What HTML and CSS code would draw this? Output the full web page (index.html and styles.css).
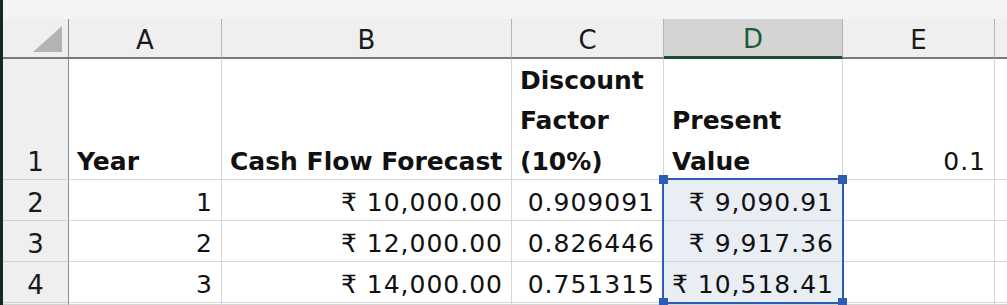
FILE: index.html
```html
<!DOCTYPE html>
<html lang="en">
<head>
<meta charset="utf-8">
<title>Present Value</title>
<link rel="stylesheet" href="styles.css">
</head>
<body>
<div class="app">
  <div class="topstrip"></div>
  <div class="sheet">
    <div class="corner"><svg width="29" height="26" viewBox="0 0 29 26"><polygon points="29,0 29,26 0,26" fill="#b3b3b3"/></svg></div>
    <div class="colhdr">A</div>
    <div class="colhdr">B</div>
    <div class="colhdr">C</div>
    <div class="colhdr active">D</div>
    <div class="colhdr">E</div>
    <div class="colhdr"></div>

    <div class="rowhdr"><span class="t">1</span></div>
    <div class="cell b"><span class="t">Year</span></div>
    <div class="cell b"><span class="t">Cash Flow Forecast</span></div>
    <div class="cell b"><span class="t">Discount<br>Factor<br>(10%)</span></div>
    <div class="cell b"><span class="t">Present<br>Value</span></div>
    <div class="cell r"><span class="t">0.1</span></div>
    <div class="cell"></div>

    <div class="rowhdr"><span class="t">2</span></div>
    <div class="cell r"><span class="t">1</span></div>
    <div class="cell r"><span class="t">₹ 10,000.00</span></div>
    <div class="cell r"><span class="t">0.909091</span></div>
    <div class="cell r sel"><span class="t">₹ 9,090.91</span></div>
    <div class="cell"></div>
    <div class="cell"></div>

    <div class="rowhdr"><span class="t">3</span></div>
    <div class="cell r"><span class="t">2</span></div>
    <div class="cell r"><span class="t">₹ 12,000.00</span></div>
    <div class="cell r"><span class="t">0.826446</span></div>
    <div class="cell r sel"><span class="t">₹ 9,917.36</span></div>
    <div class="cell"></div>
    <div class="cell"></div>

    <div class="rowhdr"><span class="t">4</span></div>
    <div class="cell r"><span class="t">3</span></div>
    <div class="cell r"><span class="t">₹ 14,000.00</span></div>
    <div class="cell r"><span class="t">0.751315</span></div>
    <div class="cell r sel"><span class="t">₹ 10,518.41</span></div>
    <div class="cell"></div>
    <div class="cell"></div>

    <div class="rowhdr"></div>
    <div class="cell"></div>
    <div class="cell"></div>
    <div class="cell"></div>
    <div class="cell"></div>
    <div class="cell"></div>
    <div class="cell"></div>

    <div class="selection">
      <span class="handle tl"></span>
      <span class="handle tr"></span>
      <span class="handle bl"></span>
      <span class="handle br"></span>
    </div>
  </div>
</div>
</body>
</html>
```

FILE: styles.css
```css
* { box-sizing: border-box; }
html, body { margin: 0; padding: 0; background: #ffffff; }
body { width: 1007px; height: 305px; overflow: hidden; }

.app {
  border-left: 3px solid #0f2c1c;
  font-family: "DejaVu Sans", sans-serif;
  color: #111111;
  height: 305px;
  display: flex;
  flex-direction: column;
}

.topstrip {
  height: 19px;
  flex: none;
  background: #f4f4f4;
}

.sheet {
  position: relative;
  flex: 1;
  display: grid;
  grid-template-columns: 66px 153px 290px 152px 179px 152px 1fr;
  grid-template-rows: 40px 121px 41px 41px 41px 1fr;
}

.corner {
  background: #efefef;
  border-right: 1px solid #8c8c8c;
  border-bottom: 2px solid #7a7a7a;
  display: flex;
  justify-content: flex-end;
  align-items: flex-end;
  padding: 0 6px 5px 0;
}

.colhdr {
  background: #efefef;
  border-right: 1px solid #b4b4b4;
  border-bottom: 2px solid #7a7a7a;
  display: flex;
  align-items: center;
  justify-content: center;
  font-size: 26px;
  padding-top: 3px;
  color: #1a1a1a;
}
.colhdr.active {
  background: #d4d4d4;
  border-bottom: 3px solid #1d4d2e;
  color: #1d5a37;
}

.rowhdr {
  background: #efefef;
  border-right: 1px solid #8c8c8c;
  border-bottom: 1px solid #d2d2d2;
  display: flex;
  justify-content: center;
  align-items: flex-end;
  font-size: 26px;
  line-height: 40px;
  color: #1a1a1a;
}

.cell {
  border-right: 1px solid #d6d6d6;
  border-bottom: 1px solid #d6d6d6;
  display: flex;
  flex-direction: column;
  justify-content: flex-end;
  padding: 0 8px;
  font-size: 25px;
  line-height: 40.5px;
  letter-spacing: 1px;
  white-space: nowrap;
}
.t { display: block; margin-bottom: -3px; }
.cell.b { font-weight: bold; letter-spacing: 0; }
.cell.r { align-items: flex-end; text-align: right; }
.cell.sel { background: #e9edf4; }

.selection {
  position: absolute;
  grid-column: 5 / 6;
  grid-row: 3 / 6;
  top: -2px;
  left: -2px;
  right: -1px;
  bottom: -1px;
  border: 2px solid #2b5db5;
  pointer-events: none;
}
.handle {
  position: absolute;
  width: 9px;
  height: 9px;
  background: #2b5db5;
}
.handle.tl { top: -5px; left: -5px; }
.handle.tr { top: -5px; right: -5px; }
.handle.bl { bottom: -5px; left: -5px; }
.handle.br { bottom: -5px; right: -5px; }
```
☆ ☆ ☆
Task goal:
Transcribe the preceding listing in its entirety and with exact wording, leaving out pictures.

The response:
What HTML and CSS code would draw this? Output the full web page (index.html and styles.css).
FILE: index.html
```html
<!DOCTYPE html>
<html lang="en">
<head>
<meta charset="utf-8">
<title>Present Value</title>
<link rel="stylesheet" href="styles.css">
</head>
<body>
<div class="app">
  <div class="topstrip"></div>
  <div class="sheet">
    <div class="corner"><svg width="29" height="26" viewBox="0 0 29 26"><polygon points="29,0 29,26 0,26" fill="#b3b3b3"/></svg></div>
    <div class="colhdr">A</div>
    <div class="colhdr">B</div>
    <div class="colhdr">C</div>
    <div class="colhdr active">D</div>
    <div class="colhdr">E</div>
    <div class="colhdr"></div>

    <div class="rowhdr"><span class="t">1</span></div>
    <div class="cell b"><span class="t">Year</span></div>
    <div class="cell b"><span class="t">Cash Flow Forecast</span></div>
    <div class="cell b"><span class="t">Discount<br>Factor<br>(10%)</span></div>
    <div class="cell b"><span class="t">Present<br>Value</span></div>
    <div class="cell r"><span class="t">0.1</span></div>
    <div class="cell"></div>

    <div class="rowhdr"><span class="t">2</span></div>
    <div class="cell r"><span class="t">1</span></div>
    <div class="cell r"><span class="t">₹ 10,000.00</span></div>
    <div class="cell r"><span class="t">0.909091</span></div>
    <div class="cell r sel"><span class="t">₹ 9,090.91</span></div>
    <div class="cell"></div>
    <div class="cell"></div>

    <div class="rowhdr"><span class="t">3</span></div>
    <div class="cell r"><span class="t">2</span></div>
    <div class="cell r"><span class="t">₹ 12,000.00</span></div>
    <div class="cell r"><span class="t">0.826446</span></div>
    <div class="cell r sel"><span class="t">₹ 9,917.36</span></div>
    <div class="cell"></div>
    <div class="cell"></div>

    <div class="rowhdr"><span class="t">4</span></div>
    <div class="cell r"><span class="t">3</span></div>
    <div class="cell r"><span class="t">₹ 14,000.00</span></div>
    <div class="cell r"><span class="t">0.751315</span></div>
    <div class="cell r sel"><span class="t">₹ 10,518.41</span></div>
    <div class="cell"></div>
    <div class="cell"></div>

    <div class="rowhdr"></div>
    <div class="cell"></div>
    <div class="cell"></div>
    <div class="cell"></div>
    <div class="cell"></div>
    <div class="cell"></div>
    <div class="cell"></div>

    <div class="selection">
      <span class="handle tl"></span>
      <span class="handle tr"></span>
      <span class="handle bl"></span>
      <span class="handle br"></span>
    </div>
  </div>
</div>
</body>
</html>
```

FILE: styles.css
```css
* { box-sizing: border-box; }
html, body { margin: 0; padding: 0; background: #ffffff; }
body { width: 1007px; height: 305px; overflow: hidden; }

.app {
  border-left: 3px solid #0f2c1c;
  font-family: "DejaVu Sans", sans-serif;
  color: #111111;
  height: 305px;
  display: flex;
  flex-direction: column;
}

.topstrip {
  height: 19px;
  flex: none;
  background: #f4f4f4;
}

.sheet {
  position: relative;
  flex: 1;
  display: grid;
  grid-template-columns: 66px 153px 290px 152px 179px 152px 1fr;
  grid-template-rows: 40px 121px 41px 41px 41px 1fr;
}

.corner {
  background: #efefef;
  border-right: 1px solid #8c8c8c;
  border-bottom: 2px solid #7a7a7a;
  display: flex;
  justify-content: flex-end;
  align-items: flex-end;
  padding: 0 6px 5px 0;
}

.colhdr {
  background: #efefef;
  border-right: 1px solid #b4b4b4;
  border-bottom: 2px solid #7a7a7a;
  display: flex;
  align-items: center;
  justify-content: center;
  font-size: 26px;
  padding-top: 3px;
  color: #1a1a1a;
}
.colhdr.active {
  background: #d4d4d4;
  border-bottom: 3px solid #1d4d2e;
  color: #1d5a37;
}

.rowhdr {
  background: #efefef;
  border-right: 1px solid #8c8c8c;
  border-bottom: 1px solid #d2d2d2;
  display: flex;
  justify-content: center;
  align-items: flex-end;
  font-size: 26px;
  line-height: 40px;
  color: #1a1a1a;
}

.cell {
  border-right: 1px solid #d6d6d6;
  border-bottom: 1px solid #d6d6d6;
  display: flex;
  flex-direction: column;
  justify-content: flex-end;
  padding: 0 8px;
  font-size: 25px;
  line-height: 40.5px;
  letter-spacing: 1px;
  white-space: nowrap;
}
.t { display: block; margin-bottom: -3px; }
.cell.b { font-weight: bold; letter-spacing: 0; }
.cell.r { align-items: flex-end; text-align: right; }
.cell.sel { background: #e9edf4; }

.selection {
  position: absolute;
  grid-column: 5 / 6;
  grid-row: 3 / 6;
  top: -2px;
  left: -2px;
  right: -1px;
  bottom: -1px;
  border: 2px solid #2b5db5;
  pointer-events: none;
}
.handle {
  position: absolute;
  width: 9px;
  height: 9px;
  background: #2b5db5;
}
.handle.tl { top: -5px; left: -5px; }
.handle.tr { top: -5px; right: -5px; }
.handle.bl { bottom: -5px; left: -5px; }
.handle.br { bottom: -5px; right: -5px; }
```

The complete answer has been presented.